Provided data:
━━━━━━

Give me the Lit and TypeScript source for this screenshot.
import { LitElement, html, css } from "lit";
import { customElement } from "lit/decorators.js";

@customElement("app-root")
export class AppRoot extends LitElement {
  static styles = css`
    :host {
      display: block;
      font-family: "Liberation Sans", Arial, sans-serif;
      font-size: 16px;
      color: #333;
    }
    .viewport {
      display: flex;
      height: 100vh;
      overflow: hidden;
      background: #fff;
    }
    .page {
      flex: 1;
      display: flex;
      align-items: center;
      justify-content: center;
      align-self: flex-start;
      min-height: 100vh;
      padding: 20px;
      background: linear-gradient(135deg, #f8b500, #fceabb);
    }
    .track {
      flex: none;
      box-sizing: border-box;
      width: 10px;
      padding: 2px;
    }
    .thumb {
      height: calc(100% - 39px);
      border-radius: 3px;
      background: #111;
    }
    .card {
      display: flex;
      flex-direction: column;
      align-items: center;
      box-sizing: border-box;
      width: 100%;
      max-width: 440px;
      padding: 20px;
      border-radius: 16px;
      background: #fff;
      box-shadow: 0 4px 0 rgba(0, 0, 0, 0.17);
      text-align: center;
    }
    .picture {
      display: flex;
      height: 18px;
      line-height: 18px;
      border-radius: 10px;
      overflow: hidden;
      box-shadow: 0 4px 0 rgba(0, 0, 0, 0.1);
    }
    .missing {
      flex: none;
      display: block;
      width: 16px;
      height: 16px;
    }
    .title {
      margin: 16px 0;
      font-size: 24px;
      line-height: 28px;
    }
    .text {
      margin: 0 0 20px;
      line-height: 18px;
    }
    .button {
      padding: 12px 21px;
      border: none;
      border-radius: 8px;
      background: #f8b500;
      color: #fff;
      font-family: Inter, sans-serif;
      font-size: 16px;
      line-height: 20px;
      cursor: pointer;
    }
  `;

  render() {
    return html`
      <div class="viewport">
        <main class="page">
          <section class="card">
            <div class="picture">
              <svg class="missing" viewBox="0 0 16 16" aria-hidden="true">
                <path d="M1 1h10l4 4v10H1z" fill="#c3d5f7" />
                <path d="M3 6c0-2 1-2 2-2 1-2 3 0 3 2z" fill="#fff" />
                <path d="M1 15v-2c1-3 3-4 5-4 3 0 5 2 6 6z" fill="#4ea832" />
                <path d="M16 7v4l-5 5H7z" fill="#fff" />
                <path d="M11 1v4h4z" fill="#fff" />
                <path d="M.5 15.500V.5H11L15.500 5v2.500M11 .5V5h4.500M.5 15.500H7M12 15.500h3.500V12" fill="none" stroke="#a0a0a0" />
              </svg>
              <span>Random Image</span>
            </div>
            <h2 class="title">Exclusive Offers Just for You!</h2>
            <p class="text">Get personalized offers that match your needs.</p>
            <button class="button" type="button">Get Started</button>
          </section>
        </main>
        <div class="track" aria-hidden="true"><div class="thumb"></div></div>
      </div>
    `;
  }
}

━━━━━━

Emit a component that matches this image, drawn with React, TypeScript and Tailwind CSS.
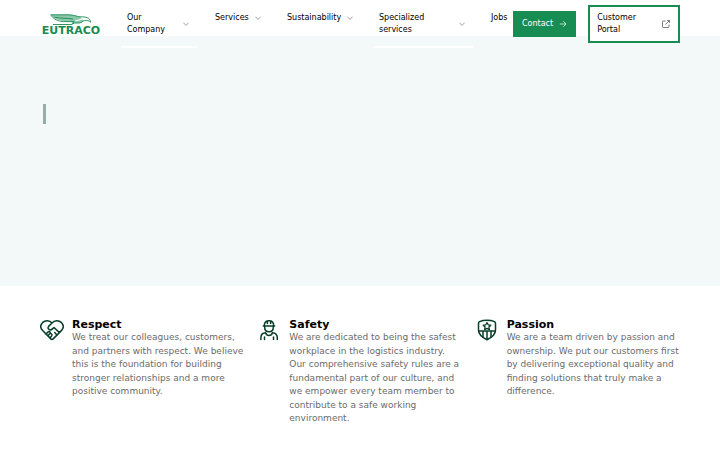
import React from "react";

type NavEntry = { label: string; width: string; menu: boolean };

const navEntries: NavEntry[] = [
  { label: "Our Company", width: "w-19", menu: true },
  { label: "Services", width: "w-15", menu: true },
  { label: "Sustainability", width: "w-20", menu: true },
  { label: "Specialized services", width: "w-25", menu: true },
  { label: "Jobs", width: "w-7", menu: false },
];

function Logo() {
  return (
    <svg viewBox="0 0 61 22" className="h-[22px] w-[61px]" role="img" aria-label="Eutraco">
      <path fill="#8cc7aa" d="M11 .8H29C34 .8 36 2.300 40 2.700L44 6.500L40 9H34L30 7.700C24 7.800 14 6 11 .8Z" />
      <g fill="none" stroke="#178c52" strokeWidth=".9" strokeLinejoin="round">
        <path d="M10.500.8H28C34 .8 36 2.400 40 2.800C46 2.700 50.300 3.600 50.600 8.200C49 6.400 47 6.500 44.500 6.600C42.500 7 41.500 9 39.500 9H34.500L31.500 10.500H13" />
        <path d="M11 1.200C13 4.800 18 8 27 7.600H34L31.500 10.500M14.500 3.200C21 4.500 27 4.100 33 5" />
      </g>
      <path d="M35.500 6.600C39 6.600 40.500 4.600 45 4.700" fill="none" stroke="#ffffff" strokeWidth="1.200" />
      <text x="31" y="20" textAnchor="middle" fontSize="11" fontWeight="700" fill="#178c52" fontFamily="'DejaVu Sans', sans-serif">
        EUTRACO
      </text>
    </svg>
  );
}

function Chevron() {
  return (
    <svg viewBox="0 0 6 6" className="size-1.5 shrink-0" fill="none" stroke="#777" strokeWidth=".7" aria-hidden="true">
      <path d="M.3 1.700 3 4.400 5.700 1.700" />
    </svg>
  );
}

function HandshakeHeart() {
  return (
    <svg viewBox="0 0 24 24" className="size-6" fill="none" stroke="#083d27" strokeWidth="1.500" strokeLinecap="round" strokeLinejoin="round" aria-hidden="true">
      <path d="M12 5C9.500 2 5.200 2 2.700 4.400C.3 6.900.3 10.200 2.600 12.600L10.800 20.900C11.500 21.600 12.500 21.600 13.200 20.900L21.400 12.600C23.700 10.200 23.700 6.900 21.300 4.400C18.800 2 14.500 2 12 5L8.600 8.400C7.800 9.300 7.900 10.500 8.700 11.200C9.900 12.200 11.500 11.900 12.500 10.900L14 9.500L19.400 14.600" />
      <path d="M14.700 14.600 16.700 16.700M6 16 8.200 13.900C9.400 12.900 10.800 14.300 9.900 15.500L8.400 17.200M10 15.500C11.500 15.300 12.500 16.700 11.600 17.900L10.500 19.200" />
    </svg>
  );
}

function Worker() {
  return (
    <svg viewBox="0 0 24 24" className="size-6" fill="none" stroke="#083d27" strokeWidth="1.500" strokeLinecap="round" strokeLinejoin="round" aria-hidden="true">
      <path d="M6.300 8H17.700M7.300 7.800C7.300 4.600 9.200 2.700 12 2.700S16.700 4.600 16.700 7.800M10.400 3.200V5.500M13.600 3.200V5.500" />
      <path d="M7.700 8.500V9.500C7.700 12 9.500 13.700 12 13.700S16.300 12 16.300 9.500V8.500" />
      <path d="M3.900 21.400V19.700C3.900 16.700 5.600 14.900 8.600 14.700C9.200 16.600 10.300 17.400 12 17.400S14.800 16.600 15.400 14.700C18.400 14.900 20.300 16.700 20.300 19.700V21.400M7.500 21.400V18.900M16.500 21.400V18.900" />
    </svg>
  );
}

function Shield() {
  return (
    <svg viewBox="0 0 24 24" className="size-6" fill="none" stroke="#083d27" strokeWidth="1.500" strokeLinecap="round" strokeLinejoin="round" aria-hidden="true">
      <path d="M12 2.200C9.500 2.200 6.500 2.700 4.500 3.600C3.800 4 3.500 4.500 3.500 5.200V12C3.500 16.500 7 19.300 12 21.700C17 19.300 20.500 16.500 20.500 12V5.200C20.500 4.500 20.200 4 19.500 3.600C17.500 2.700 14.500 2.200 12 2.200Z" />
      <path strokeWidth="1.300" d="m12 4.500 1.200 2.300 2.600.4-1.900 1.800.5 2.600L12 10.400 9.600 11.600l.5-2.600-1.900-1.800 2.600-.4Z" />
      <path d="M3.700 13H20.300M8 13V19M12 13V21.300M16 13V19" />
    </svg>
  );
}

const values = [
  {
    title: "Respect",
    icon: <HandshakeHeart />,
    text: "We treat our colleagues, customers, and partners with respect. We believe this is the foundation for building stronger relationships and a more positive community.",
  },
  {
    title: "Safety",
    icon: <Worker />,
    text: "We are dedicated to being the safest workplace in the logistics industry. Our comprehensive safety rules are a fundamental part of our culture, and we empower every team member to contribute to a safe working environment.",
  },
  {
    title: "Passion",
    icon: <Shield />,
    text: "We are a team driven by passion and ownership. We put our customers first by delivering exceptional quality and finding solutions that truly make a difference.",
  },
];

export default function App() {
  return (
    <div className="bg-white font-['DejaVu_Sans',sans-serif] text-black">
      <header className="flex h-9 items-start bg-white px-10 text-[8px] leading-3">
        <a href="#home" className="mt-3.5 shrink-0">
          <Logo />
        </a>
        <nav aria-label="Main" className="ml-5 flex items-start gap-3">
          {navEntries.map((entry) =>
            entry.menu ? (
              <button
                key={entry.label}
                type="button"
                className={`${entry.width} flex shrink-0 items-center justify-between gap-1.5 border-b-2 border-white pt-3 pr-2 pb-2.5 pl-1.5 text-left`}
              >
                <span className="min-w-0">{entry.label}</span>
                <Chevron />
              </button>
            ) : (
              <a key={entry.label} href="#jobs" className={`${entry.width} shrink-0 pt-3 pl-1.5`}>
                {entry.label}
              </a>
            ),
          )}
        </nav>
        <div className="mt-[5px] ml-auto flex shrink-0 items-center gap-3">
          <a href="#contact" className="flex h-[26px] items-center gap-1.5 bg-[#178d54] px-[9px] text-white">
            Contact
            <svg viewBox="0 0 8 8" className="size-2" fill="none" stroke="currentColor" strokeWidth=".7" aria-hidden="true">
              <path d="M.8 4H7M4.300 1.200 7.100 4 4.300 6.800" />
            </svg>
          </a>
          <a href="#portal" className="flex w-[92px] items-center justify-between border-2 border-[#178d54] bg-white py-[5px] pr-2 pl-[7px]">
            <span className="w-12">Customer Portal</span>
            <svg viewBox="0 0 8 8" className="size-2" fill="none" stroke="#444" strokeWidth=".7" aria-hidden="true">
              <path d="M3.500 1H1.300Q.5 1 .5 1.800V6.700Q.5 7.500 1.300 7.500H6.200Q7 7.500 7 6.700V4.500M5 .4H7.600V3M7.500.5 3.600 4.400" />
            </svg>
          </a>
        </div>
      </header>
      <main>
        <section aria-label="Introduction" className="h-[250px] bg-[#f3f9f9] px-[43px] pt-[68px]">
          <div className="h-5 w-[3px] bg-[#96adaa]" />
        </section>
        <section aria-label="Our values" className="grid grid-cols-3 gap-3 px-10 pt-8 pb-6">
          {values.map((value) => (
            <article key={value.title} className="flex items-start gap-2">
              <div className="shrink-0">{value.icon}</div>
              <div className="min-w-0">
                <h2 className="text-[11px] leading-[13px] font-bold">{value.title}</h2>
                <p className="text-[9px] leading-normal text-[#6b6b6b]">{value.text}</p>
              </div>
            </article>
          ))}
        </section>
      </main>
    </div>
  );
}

━━━━━━

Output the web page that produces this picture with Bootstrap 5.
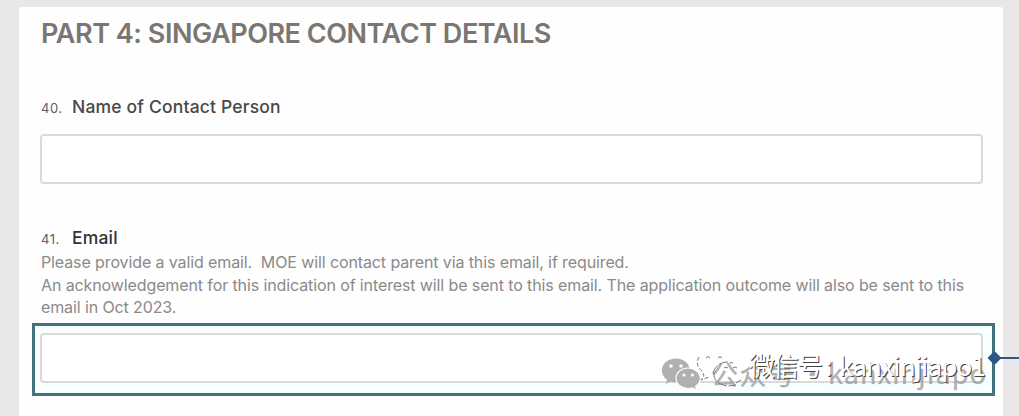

━━━━━━

Work to be completed: Return the lines of the records that include the string "this".

In response:
Give me the Lit and TypeScript source for this screenshot.
Emit a component that matches this image, drawn with React, TypeScript and Tailwind CSS.
    text: "We treat our colleagues, customers, and partners with respect. We believe this is the foundation for building stronger relationships and a more positive community.",
Output the web page that produces this picture with Bootstrap 5.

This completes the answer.